Exercise brief: Your job is to return the lines between the line holding "Rebuild this screenshot" and the line holding "import React from 'react';", inclusive, exactly and with no pictures.

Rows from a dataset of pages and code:
=-=-=

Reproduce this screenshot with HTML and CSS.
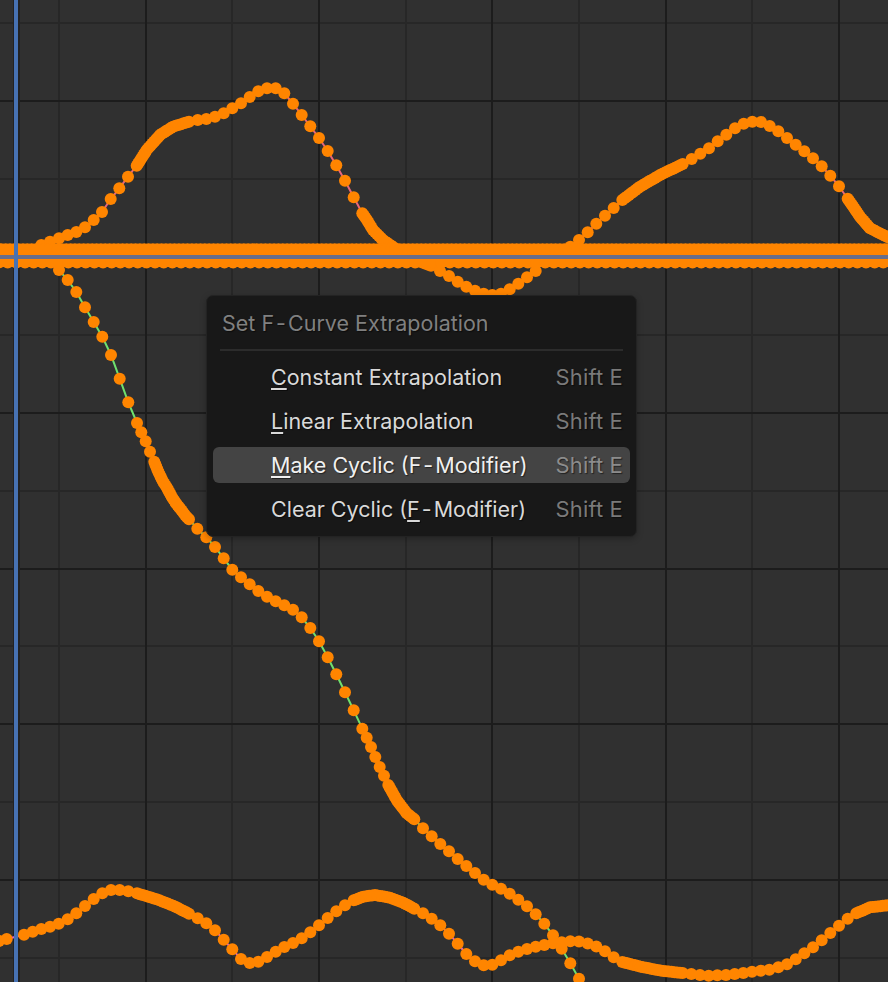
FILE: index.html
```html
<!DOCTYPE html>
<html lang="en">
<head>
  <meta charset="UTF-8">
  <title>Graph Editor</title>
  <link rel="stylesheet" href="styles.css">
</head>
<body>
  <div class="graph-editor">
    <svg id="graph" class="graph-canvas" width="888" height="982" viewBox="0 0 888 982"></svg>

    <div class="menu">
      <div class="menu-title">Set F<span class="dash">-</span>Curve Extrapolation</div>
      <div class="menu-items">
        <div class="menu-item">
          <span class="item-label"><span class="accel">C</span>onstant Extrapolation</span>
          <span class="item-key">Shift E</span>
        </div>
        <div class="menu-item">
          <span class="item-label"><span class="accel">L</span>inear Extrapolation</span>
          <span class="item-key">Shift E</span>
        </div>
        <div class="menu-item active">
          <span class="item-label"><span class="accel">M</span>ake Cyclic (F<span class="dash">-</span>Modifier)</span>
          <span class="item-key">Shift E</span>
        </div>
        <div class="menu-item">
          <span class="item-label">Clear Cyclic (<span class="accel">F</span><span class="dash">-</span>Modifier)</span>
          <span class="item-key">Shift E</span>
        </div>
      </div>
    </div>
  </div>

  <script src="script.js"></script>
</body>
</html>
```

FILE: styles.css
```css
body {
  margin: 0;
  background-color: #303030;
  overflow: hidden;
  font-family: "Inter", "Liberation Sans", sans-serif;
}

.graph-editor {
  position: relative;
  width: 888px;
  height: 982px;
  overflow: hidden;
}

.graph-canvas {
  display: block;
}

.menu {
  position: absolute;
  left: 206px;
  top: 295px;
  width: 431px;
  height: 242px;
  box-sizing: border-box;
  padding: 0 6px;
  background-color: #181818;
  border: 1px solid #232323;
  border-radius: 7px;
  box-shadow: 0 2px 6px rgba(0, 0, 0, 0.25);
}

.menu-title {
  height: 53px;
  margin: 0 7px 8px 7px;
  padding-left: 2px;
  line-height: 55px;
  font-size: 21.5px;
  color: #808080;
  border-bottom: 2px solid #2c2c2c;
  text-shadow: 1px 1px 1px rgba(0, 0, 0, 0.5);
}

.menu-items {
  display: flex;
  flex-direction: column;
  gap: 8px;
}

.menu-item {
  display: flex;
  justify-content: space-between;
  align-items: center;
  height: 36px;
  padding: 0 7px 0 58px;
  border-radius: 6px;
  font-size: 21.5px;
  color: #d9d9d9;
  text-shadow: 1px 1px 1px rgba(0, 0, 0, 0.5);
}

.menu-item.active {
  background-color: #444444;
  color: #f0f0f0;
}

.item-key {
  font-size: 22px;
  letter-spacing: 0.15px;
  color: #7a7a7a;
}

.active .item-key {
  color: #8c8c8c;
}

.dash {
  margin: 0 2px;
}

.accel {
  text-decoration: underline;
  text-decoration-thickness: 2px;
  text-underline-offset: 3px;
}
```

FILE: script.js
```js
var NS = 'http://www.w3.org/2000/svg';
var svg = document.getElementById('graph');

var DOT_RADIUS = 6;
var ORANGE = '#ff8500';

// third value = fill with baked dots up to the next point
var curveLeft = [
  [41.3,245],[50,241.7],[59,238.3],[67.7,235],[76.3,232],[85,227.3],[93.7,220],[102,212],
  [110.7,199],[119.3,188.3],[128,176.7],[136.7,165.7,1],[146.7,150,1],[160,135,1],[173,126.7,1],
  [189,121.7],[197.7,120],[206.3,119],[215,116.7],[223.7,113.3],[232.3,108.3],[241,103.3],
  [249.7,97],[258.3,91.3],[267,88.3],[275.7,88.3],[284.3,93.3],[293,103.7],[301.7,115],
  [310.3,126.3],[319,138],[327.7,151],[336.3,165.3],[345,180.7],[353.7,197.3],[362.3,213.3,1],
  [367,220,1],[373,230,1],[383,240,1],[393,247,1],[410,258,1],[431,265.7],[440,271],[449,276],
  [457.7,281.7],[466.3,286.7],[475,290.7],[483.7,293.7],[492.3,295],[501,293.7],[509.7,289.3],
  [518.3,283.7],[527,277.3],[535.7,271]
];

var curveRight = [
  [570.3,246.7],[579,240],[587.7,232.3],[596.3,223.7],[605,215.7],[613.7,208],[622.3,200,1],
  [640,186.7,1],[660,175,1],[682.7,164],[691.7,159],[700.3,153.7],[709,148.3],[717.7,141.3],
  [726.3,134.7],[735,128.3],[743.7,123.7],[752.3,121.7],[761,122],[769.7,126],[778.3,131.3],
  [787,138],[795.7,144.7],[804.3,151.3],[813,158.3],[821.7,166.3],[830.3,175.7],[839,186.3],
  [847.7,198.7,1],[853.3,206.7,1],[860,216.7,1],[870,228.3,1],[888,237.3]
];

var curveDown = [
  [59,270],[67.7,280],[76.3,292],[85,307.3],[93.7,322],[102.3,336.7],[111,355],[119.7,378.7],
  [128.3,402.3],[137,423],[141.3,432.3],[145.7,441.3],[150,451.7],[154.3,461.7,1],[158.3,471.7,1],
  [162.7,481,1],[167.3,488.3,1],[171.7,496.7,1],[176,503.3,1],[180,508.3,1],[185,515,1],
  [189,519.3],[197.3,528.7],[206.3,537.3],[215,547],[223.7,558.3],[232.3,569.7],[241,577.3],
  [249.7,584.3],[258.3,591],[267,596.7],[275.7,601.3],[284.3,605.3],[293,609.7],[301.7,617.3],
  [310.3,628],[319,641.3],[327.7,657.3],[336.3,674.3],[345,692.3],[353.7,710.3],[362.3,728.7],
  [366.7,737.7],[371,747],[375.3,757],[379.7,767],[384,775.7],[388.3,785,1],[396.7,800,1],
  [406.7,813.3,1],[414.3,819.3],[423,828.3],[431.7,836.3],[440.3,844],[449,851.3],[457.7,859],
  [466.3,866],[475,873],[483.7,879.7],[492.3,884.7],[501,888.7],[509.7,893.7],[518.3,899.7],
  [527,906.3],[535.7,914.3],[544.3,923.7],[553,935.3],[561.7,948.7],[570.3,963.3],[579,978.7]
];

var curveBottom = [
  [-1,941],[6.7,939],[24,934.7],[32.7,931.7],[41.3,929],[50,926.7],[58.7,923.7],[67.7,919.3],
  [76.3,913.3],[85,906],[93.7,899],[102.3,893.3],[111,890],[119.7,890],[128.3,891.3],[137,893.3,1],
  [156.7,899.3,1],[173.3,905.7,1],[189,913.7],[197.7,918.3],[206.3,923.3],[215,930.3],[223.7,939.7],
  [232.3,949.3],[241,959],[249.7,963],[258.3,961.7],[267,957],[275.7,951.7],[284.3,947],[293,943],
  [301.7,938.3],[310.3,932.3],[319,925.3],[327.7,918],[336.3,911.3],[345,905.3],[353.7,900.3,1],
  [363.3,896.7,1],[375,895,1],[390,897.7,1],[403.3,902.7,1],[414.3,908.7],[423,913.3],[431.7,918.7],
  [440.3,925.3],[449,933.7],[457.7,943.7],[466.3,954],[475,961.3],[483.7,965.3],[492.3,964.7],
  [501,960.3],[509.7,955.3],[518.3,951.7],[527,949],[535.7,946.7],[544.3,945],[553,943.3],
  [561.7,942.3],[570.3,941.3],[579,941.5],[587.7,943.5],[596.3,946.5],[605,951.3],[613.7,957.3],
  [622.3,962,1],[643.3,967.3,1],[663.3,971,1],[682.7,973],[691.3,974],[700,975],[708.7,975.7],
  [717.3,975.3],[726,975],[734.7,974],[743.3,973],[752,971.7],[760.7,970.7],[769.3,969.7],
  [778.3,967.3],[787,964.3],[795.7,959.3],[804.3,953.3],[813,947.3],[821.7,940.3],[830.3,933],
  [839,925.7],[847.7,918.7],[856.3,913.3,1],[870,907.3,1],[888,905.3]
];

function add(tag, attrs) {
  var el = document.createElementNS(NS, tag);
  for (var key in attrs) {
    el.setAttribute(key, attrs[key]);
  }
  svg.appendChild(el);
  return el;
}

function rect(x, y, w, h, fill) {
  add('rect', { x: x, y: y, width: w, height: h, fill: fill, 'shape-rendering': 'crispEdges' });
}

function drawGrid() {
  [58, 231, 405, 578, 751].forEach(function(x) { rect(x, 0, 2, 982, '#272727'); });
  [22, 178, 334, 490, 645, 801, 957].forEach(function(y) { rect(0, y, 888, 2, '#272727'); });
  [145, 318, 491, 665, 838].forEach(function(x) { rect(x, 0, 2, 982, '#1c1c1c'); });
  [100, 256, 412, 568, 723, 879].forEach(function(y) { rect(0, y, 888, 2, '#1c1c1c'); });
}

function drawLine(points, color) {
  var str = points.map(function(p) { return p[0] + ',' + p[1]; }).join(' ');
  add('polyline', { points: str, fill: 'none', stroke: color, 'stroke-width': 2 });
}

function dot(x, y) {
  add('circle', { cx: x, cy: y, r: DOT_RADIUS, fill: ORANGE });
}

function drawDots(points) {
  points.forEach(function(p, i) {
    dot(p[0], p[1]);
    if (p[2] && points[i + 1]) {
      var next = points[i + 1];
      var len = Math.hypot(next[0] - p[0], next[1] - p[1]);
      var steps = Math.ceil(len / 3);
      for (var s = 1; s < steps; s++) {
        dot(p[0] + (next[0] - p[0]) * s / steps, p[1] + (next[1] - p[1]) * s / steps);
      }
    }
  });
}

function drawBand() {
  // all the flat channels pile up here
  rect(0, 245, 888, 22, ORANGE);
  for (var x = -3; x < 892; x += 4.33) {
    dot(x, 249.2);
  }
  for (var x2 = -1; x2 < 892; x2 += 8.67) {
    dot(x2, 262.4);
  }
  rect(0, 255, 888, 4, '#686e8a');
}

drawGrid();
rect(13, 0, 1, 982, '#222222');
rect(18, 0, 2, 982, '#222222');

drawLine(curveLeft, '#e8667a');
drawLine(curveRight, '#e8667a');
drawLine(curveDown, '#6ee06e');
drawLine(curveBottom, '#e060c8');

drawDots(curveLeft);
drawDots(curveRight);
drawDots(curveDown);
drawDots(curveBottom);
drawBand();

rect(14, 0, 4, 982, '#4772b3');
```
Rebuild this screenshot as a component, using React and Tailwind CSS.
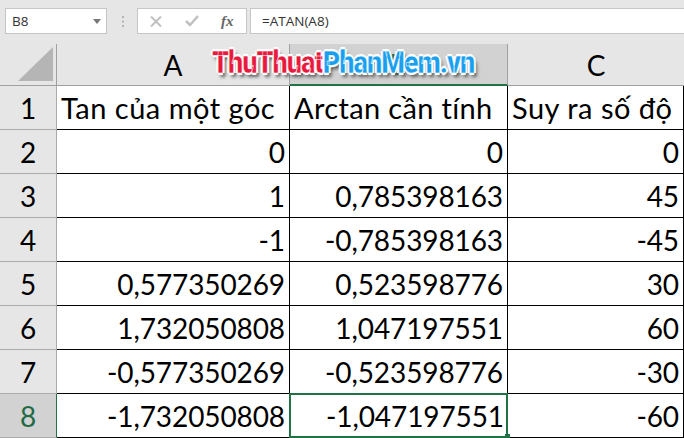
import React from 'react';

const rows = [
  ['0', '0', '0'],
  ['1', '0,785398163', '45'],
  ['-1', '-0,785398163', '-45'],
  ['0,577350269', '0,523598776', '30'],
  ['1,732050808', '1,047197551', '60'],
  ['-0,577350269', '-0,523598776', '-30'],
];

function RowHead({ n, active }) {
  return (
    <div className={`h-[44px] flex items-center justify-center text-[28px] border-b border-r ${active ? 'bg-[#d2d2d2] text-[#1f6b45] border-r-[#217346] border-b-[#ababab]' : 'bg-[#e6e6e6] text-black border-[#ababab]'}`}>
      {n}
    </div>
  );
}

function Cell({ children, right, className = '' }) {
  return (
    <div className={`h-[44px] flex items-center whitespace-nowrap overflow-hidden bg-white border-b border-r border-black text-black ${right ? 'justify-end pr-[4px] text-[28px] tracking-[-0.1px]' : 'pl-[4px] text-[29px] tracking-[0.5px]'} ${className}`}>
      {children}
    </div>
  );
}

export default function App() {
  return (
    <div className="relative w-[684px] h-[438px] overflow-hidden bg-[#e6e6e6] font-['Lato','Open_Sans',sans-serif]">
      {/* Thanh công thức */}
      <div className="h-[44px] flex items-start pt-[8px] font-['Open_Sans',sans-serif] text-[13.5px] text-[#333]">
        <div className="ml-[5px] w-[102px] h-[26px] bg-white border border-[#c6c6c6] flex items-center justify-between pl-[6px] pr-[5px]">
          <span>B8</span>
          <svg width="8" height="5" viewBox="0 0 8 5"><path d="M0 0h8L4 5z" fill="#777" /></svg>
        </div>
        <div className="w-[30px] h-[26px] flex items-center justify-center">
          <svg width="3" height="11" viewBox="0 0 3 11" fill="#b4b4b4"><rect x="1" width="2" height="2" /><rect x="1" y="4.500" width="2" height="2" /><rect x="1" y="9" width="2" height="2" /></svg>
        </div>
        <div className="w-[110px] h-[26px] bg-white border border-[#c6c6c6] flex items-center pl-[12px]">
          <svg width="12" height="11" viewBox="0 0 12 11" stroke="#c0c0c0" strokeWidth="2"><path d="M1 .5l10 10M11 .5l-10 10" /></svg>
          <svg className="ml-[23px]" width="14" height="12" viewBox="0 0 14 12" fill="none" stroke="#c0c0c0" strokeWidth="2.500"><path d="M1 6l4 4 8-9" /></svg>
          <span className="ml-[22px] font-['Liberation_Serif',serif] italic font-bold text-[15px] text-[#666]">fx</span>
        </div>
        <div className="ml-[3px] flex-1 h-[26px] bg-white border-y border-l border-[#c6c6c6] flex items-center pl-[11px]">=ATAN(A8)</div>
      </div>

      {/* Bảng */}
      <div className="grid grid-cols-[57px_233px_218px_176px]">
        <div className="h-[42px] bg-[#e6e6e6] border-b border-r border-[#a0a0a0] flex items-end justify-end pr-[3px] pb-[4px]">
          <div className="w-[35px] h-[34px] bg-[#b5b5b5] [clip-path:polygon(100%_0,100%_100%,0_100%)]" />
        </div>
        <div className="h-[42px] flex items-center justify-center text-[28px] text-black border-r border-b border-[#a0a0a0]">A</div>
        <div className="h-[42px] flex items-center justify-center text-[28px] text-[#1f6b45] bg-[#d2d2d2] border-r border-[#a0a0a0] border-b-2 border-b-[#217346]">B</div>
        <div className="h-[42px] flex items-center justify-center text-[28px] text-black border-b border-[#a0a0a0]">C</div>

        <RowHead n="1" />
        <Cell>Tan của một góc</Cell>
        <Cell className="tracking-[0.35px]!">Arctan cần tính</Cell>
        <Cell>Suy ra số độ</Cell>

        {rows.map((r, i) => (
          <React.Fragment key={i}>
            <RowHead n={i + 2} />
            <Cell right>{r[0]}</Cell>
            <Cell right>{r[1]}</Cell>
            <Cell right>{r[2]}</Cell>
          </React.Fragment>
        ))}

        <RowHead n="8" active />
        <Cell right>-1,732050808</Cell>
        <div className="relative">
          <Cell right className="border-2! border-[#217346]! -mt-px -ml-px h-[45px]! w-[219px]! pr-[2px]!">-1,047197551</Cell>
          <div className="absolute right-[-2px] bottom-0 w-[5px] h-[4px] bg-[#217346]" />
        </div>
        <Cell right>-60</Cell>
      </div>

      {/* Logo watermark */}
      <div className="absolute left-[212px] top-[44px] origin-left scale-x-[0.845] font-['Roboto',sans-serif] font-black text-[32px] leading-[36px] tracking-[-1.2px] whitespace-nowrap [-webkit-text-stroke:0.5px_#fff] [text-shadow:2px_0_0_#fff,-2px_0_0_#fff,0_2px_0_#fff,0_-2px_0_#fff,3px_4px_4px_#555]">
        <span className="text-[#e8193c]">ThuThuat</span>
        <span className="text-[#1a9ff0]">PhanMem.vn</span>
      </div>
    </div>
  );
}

=-=-=

Solution for this problem:
Rebuild this screenshot as a component, using React and Tailwind CSS.
import React from 'react';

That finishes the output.